The data below should be printed in full, exactly, and without any of its images.

* begin Provided material *

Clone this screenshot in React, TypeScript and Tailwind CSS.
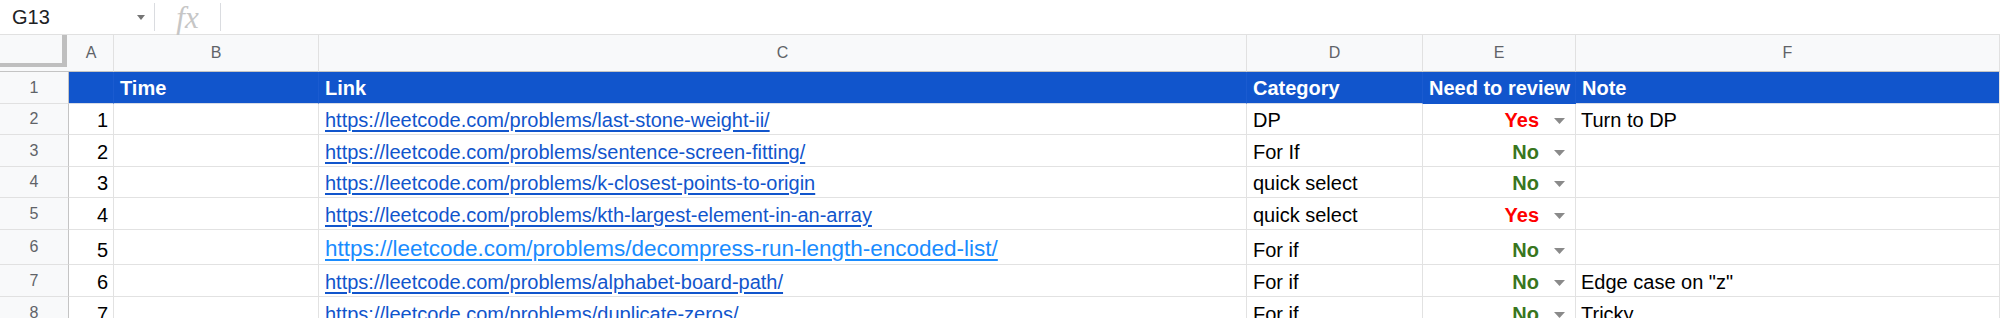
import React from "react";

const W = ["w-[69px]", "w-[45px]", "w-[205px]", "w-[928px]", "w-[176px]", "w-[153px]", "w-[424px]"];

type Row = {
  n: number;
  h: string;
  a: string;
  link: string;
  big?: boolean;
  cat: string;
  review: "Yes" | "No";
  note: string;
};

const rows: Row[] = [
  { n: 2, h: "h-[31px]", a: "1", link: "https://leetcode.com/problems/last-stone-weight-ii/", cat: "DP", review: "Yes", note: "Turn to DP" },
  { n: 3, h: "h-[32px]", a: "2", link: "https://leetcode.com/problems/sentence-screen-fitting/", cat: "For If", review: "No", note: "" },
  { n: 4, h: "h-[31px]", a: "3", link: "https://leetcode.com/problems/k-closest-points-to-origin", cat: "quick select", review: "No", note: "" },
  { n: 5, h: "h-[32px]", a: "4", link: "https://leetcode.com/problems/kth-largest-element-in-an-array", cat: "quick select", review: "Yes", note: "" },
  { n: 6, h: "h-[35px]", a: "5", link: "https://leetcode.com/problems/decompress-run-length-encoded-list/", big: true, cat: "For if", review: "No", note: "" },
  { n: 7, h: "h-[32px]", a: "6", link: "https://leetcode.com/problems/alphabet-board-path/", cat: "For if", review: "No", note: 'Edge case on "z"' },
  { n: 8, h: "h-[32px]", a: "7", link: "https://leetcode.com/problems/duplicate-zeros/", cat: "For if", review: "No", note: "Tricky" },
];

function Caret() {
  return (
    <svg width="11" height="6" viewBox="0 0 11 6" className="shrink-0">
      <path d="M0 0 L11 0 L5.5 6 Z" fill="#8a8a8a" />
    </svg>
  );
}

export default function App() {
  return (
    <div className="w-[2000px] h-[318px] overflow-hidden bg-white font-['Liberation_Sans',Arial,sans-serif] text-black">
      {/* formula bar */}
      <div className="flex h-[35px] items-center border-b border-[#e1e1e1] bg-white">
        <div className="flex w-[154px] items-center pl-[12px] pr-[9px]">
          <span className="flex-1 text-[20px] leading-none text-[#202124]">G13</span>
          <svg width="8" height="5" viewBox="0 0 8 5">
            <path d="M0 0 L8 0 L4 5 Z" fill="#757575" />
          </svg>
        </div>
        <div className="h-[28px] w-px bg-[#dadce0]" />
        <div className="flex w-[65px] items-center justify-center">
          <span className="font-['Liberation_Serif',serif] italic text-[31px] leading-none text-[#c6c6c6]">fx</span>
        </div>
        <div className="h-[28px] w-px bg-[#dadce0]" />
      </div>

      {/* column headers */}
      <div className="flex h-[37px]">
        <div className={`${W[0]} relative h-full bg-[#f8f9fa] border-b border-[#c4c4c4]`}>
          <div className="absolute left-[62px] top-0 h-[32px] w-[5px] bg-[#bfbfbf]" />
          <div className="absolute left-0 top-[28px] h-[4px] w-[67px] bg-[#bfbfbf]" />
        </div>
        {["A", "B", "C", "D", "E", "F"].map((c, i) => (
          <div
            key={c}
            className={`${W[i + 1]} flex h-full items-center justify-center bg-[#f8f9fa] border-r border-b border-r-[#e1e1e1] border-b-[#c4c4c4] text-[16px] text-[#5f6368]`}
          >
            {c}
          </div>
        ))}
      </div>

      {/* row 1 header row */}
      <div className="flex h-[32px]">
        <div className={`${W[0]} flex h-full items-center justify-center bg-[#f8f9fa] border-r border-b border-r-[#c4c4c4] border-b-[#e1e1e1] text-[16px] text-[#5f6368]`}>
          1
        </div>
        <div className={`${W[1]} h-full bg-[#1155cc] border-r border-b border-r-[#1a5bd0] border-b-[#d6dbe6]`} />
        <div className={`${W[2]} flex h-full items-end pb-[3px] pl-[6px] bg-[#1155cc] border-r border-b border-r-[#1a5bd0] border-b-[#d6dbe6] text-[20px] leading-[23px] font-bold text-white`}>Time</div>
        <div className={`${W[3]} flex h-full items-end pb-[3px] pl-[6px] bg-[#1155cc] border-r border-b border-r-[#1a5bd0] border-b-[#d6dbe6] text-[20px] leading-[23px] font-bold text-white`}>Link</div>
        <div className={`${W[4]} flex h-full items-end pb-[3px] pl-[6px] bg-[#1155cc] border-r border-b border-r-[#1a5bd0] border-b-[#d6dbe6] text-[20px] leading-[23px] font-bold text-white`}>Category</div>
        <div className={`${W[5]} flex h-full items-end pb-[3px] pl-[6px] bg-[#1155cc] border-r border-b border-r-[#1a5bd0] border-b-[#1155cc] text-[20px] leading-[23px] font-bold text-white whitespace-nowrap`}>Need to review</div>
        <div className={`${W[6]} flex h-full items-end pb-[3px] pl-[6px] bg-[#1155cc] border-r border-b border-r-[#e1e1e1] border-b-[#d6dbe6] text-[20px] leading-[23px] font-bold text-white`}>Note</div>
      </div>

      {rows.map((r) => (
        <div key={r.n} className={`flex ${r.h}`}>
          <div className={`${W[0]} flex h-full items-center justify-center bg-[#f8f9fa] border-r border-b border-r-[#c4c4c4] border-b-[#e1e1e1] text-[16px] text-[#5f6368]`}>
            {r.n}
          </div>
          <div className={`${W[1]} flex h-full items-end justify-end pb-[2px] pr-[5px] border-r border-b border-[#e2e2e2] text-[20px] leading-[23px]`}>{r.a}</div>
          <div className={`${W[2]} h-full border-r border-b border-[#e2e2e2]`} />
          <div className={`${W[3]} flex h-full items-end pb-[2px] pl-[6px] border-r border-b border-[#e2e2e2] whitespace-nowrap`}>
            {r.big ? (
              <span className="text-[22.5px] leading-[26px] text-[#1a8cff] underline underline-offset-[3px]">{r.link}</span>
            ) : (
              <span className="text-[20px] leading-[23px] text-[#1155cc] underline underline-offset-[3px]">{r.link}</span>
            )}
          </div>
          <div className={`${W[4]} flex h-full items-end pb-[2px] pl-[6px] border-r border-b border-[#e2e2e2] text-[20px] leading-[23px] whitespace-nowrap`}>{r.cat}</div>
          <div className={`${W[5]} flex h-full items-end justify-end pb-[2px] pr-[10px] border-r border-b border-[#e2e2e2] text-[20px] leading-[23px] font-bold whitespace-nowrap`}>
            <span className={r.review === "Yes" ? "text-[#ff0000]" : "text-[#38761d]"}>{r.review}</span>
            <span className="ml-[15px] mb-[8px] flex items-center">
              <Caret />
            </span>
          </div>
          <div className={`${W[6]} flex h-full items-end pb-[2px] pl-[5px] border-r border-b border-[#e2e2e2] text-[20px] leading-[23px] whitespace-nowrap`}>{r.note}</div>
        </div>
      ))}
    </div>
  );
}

* end Provided material *

*Completed exercise*
Clone this screenshot in React, TypeScript and Tailwind CSS.
import React from "react";

const W = ["w-[69px]", "w-[45px]", "w-[205px]", "w-[928px]", "w-[176px]", "w-[153px]", "w-[424px]"];

type Row = {
  n: number;
  h: string;
  a: string;
  link: string;
  big?: boolean;
  cat: string;
  review: "Yes" | "No";
  note: string;
};

const rows: Row[] = [
  { n: 2, h: "h-[31px]", a: "1", link: "https://leetcode.com/problems/last-stone-weight-ii/", cat: "DP", review: "Yes", note: "Turn to DP" },
  { n: 3, h: "h-[32px]", a: "2", link: "https://leetcode.com/problems/sentence-screen-fitting/", cat: "For If", review: "No", note: "" },
  { n: 4, h: "h-[31px]", a: "3", link: "https://leetcode.com/problems/k-closest-points-to-origin", cat: "quick select", review: "No", note: "" },
  { n: 5, h: "h-[32px]", a: "4", link: "https://leetcode.com/problems/kth-largest-element-in-an-array", cat: "quick select", review: "Yes", note: "" },
  { n: 6, h: "h-[35px]", a: "5", link: "https://leetcode.com/problems/decompress-run-length-encoded-list/", big: true, cat: "For if", review: "No", note: "" },
  { n: 7, h: "h-[32px]", a: "6", link: "https://leetcode.com/problems/alphabet-board-path/", cat: "For if", review: "No", note: 'Edge case on "z"' },
  { n: 8, h: "h-[32px]", a: "7", link: "https://leetcode.com/problems/duplicate-zeros/", cat: "For if", review: "No", note: "Tricky" },
];

function Caret() {
  return (
    <svg width="11" height="6" viewBox="0 0 11 6" className="shrink-0">
      <path d="M0 0 L11 0 L5.5 6 Z" fill="#8a8a8a" />
    </svg>
  );
}

export default function App() {
  return (
    <div className="w-[2000px] h-[318px] overflow-hidden bg-white font-['Liberation_Sans',Arial,sans-serif] text-black">
      {/* formula bar */}
      <div className="flex h-[35px] items-center border-b border-[#e1e1e1] bg-white">
        <div className="flex w-[154px] items-center pl-[12px] pr-[9px]">
          <span className="flex-1 text-[20px] leading-none text-[#202124]">G13</span>
          <svg width="8" height="5" viewBox="0 0 8 5">
            <path d="M0 0 L8 0 L4 5 Z" fill="#757575" />
          </svg>
        </div>
        <div className="h-[28px] w-px bg-[#dadce0]" />
        <div className="flex w-[65px] items-center justify-center">
          <span className="font-['Liberation_Serif',serif] italic text-[31px] leading-none text-[#c6c6c6]">fx</span>
        </div>
        <div className="h-[28px] w-px bg-[#dadce0]" />
      </div>

      {/* column headers */}
      <div className="flex h-[37px]">
        <div className={`${W[0]} relative h-full bg-[#f8f9fa] border-b border-[#c4c4c4]`}>
          <div className="absolute left-[62px] top-0 h-[32px] w-[5px] bg-[#bfbfbf]" />
          <div className="absolute left-0 top-[28px] h-[4px] w-[67px] bg-[#bfbfbf]" />
        </div>
        {["A", "B", "C", "D", "E", "F"].map((c, i) => (
          <div
            key={c}
            className={`${W[i + 1]} flex h-full items-center justify-center bg-[#f8f9fa] border-r border-b border-r-[#e1e1e1] border-b-[#c4c4c4] text-[16px] text-[#5f6368]`}
          >
            {c}
          </div>
        ))}
      </div>

      {/* row 1 header row */}
      <div className="flex h-[32px]">
        <div className={`${W[0]} flex h-full items-center justify-center bg-[#f8f9fa] border-r border-b border-r-[#c4c4c4] border-b-[#e1e1e1] text-[16px] text-[#5f6368]`}>
          1
        </div>
        <div className={`${W[1]} h-full bg-[#1155cc] border-r border-b border-r-[#1a5bd0] border-b-[#d6dbe6]`} />
        <div className={`${W[2]} flex h-full items-end pb-[3px] pl-[6px] bg-[#1155cc] border-r border-b border-r-[#1a5bd0] border-b-[#d6dbe6] text-[20px] leading-[23px] font-bold text-white`}>Time</div>
        <div className={`${W[3]} flex h-full items-end pb-[3px] pl-[6px] bg-[#1155cc] border-r border-b border-r-[#1a5bd0] border-b-[#d6dbe6] text-[20px] leading-[23px] font-bold text-white`}>Link</div>
        <div className={`${W[4]} flex h-full items-end pb-[3px] pl-[6px] bg-[#1155cc] border-r border-b border-r-[#1a5bd0] border-b-[#d6dbe6] text-[20px] leading-[23px] font-bold text-white`}>Category</div>
        <div className={`${W[5]} flex h-full items-end pb-[3px] pl-[6px] bg-[#1155cc] border-r border-b border-r-[#1a5bd0] border-b-[#1155cc] text-[20px] leading-[23px] font-bold text-white whitespace-nowrap`}>Need to review</div>
        <div className={`${W[6]} flex h-full items-end pb-[3px] pl-[6px] bg-[#1155cc] border-r border-b border-r-[#e1e1e1] border-b-[#d6dbe6] text-[20px] leading-[23px] font-bold text-white`}>Note</div>
      </div>

      {rows.map((r) => (
        <div key={r.n} className={`flex ${r.h}`}>
          <div className={`${W[0]} flex h-full items-center justify-center bg-[#f8f9fa] border-r border-b border-r-[#c4c4c4] border-b-[#e1e1e1] text-[16px] text-[#5f6368]`}>
            {r.n}
          </div>
          <div className={`${W[1]} flex h-full items-end justify-end pb-[2px] pr-[5px] border-r border-b border-[#e2e2e2] text-[20px] leading-[23px]`}>{r.a}</div>
          <div className={`${W[2]} h-full border-r border-b border-[#e2e2e2]`} />
          <div className={`${W[3]} flex h-full items-end pb-[2px] pl-[6px] border-r border-b border-[#e2e2e2] whitespace-nowrap`}>
            {r.big ? (
              <span className="text-[22.5px] leading-[26px] text-[#1a8cff] underline underline-offset-[3px]">{r.link}</span>
            ) : (
              <span className="text-[20px] leading-[23px] text-[#1155cc] underline underline-offset-[3px]">{r.link}</span>
            )}
          </div>
          <div className={`${W[4]} flex h-full items-end pb-[2px] pl-[6px] border-r border-b border-[#e2e2e2] text-[20px] leading-[23px] whitespace-nowrap`}>{r.cat}</div>
          <div className={`${W[5]} flex h-full items-end justify-end pb-[2px] pr-[10px] border-r border-b border-[#e2e2e2] text-[20px] leading-[23px] font-bold whitespace-nowrap`}>
            <span className={r.review === "Yes" ? "text-[#ff0000]" : "text-[#38761d]"}>{r.review}</span>
            <span className="ml-[15px] mb-[8px] flex items-center">
              <Caret />
            </span>
          </div>
          <div className={`${W[6]} flex h-full items-end pb-[2px] pl-[5px] border-r border-b border-[#e2e2e2] text-[20px] leading-[23px] whitespace-nowrap`}>{r.note}</div>
        </div>
      ))}
    </div>
  );
}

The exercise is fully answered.